Your marketing strategy is your game plan. It spells out how you’re going to turn complete strangers into customers. It takes into account your target audience, your value proposition, and your available resources, then details how you’re going to funnel leads through the buying process.

"Essentially [a marketing strategy is] a formula for how a business is going to compete, what its goals should be and what policies will be needed to carry out these goals." (Michael Porter, Competitive Strategy: Techniques for Analyzing Industries and Competitors , NY, Free Press, 1980)
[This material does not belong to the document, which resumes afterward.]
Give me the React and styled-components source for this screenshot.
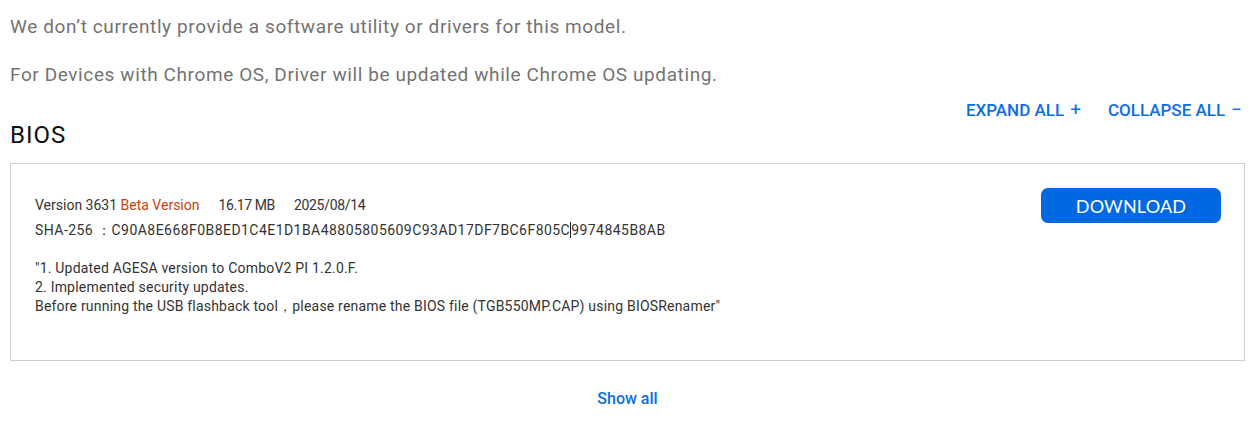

How to plan a marketing strategy

1. Set goals for your marketing

Your goals are your guideposts when determining a marketing strategy. But here’s the key: they need to be well-defined. “Make more money” or “find more customers” won’t cut it. Here are some examples of goals you can use to define your marketing strategy:

  • Launch product x in geographic region y
  • Launch product line z in your online store
  • Build name recognition among your target audience
  • Increase the percentage of sales that happen online vs in store
  • Drive foot traffic to your storefront
  • Fill your calendar with paid appointments
  • Get more people to subscribe to your SaaS
  • Attract investors to your business
  • Sell more of your most profitable product

It’s OK to have more than one goal - and for your goals to evolve over time. But write down what it is you want to achieve right now.

2. Know your customers

It’s surprising how many businesses overlook this absolutely vital aspect of marketing. If you don’t know your customers, you can’t possibly market to them. . . at least not effectively.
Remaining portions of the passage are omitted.